### [Exercise aim]
Determine how many lines contain the string "React" and reply with that number alone.

### [Supplied material]

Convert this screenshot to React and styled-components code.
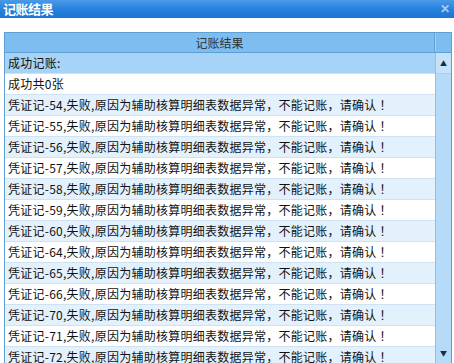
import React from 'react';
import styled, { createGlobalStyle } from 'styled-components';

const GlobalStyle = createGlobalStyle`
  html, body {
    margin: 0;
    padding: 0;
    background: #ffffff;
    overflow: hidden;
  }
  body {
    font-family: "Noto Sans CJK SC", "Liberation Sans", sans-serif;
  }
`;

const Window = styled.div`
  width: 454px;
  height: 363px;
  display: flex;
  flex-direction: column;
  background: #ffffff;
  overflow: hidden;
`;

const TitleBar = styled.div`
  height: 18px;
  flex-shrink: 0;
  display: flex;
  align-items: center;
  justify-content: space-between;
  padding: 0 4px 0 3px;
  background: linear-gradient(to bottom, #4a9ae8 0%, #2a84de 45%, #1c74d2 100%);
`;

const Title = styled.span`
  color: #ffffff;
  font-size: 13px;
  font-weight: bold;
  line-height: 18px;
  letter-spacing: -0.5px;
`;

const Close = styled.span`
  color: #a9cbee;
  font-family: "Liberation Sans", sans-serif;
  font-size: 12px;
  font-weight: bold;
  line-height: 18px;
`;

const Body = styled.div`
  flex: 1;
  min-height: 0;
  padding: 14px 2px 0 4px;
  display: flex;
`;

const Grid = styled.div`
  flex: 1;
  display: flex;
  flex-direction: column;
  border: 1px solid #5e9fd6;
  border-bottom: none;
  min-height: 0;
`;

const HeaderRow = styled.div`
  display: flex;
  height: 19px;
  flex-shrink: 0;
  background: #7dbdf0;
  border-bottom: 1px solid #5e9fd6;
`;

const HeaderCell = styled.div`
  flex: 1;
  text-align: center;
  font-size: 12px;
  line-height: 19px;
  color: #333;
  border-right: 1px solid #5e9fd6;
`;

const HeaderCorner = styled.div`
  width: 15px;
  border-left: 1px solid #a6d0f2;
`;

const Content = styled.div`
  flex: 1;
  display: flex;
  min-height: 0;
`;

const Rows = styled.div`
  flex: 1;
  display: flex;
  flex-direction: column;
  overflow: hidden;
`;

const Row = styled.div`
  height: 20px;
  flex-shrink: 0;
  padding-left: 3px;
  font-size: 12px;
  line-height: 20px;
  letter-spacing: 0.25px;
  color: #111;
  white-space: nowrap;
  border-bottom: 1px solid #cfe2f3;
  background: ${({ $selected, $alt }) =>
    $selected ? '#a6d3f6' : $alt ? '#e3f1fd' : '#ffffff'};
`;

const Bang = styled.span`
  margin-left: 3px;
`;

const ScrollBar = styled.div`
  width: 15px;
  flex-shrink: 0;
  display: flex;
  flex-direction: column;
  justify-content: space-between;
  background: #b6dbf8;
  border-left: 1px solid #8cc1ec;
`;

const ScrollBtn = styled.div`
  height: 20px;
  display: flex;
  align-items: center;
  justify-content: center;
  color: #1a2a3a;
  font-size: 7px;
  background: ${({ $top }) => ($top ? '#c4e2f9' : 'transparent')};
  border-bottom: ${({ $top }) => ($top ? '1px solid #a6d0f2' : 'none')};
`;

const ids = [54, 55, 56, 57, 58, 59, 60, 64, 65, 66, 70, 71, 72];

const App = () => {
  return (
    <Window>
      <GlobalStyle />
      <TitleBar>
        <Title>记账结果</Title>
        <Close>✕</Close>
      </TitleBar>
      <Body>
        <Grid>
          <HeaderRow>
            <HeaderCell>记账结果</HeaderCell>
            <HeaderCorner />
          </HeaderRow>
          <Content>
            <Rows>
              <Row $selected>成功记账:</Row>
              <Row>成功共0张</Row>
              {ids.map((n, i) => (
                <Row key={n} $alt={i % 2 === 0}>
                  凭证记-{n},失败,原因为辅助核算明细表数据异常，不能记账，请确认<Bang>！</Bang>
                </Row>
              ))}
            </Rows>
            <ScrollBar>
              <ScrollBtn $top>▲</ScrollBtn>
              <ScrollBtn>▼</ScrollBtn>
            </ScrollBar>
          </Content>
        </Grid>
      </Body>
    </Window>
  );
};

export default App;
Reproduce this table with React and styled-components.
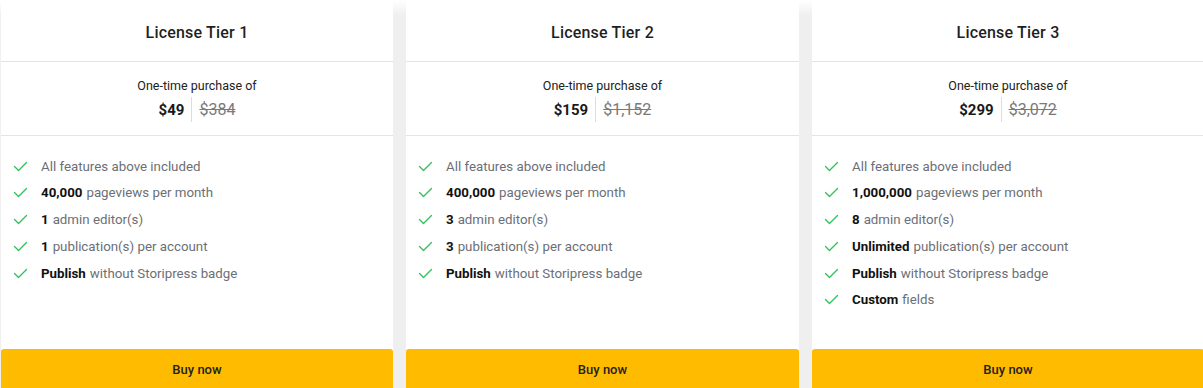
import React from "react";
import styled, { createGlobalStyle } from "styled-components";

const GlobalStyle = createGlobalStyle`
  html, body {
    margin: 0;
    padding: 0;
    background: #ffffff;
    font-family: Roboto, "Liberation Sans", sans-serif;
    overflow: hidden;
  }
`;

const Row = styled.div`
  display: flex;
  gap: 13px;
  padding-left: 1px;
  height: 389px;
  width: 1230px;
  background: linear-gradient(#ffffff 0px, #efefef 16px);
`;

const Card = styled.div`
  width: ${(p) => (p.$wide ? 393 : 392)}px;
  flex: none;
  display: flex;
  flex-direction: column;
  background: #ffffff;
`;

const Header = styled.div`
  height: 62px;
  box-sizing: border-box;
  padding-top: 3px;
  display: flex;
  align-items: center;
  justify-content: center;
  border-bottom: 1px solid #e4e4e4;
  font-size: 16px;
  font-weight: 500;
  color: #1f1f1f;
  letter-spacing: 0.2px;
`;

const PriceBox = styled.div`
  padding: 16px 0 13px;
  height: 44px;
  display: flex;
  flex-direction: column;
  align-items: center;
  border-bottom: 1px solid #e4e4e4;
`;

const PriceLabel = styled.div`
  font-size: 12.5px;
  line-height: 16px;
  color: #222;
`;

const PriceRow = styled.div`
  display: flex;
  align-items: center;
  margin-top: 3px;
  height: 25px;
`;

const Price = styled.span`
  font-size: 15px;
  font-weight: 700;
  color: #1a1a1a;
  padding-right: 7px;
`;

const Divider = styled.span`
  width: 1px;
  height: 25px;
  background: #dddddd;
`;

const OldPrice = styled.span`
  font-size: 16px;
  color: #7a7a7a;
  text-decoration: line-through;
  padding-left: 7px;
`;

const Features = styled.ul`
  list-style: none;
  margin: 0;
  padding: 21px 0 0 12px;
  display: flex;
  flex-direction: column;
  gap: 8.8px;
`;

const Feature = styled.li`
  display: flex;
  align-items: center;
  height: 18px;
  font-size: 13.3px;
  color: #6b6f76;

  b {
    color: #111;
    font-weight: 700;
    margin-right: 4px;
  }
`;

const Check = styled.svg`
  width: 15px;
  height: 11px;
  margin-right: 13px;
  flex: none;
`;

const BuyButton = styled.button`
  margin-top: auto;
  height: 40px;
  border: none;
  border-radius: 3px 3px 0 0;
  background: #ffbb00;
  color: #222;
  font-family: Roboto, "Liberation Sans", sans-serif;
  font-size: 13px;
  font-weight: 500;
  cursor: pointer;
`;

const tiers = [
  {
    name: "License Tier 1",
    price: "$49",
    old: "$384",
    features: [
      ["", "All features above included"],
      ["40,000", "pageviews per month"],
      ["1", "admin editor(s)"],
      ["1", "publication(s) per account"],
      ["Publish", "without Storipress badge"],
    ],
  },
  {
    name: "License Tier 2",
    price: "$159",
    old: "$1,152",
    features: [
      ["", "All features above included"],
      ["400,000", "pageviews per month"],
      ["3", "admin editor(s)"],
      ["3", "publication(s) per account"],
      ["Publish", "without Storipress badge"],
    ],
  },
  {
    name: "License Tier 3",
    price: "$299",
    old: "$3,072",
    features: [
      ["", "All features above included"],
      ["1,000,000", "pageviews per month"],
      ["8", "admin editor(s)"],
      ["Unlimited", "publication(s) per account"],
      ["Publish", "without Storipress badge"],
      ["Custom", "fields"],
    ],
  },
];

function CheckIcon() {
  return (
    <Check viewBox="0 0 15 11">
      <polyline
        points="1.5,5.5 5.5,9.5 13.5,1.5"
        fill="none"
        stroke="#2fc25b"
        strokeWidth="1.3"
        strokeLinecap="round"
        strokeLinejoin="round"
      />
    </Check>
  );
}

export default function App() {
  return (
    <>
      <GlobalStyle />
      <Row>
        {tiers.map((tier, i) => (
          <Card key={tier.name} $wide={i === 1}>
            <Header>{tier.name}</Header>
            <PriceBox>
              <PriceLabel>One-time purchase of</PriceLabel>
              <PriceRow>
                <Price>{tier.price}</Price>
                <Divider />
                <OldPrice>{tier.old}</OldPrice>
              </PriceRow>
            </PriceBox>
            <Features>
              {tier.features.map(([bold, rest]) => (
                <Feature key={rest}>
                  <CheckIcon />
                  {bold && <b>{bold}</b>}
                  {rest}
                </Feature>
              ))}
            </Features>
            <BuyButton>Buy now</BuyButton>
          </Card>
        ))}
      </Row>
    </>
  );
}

### [Exercise answer]
4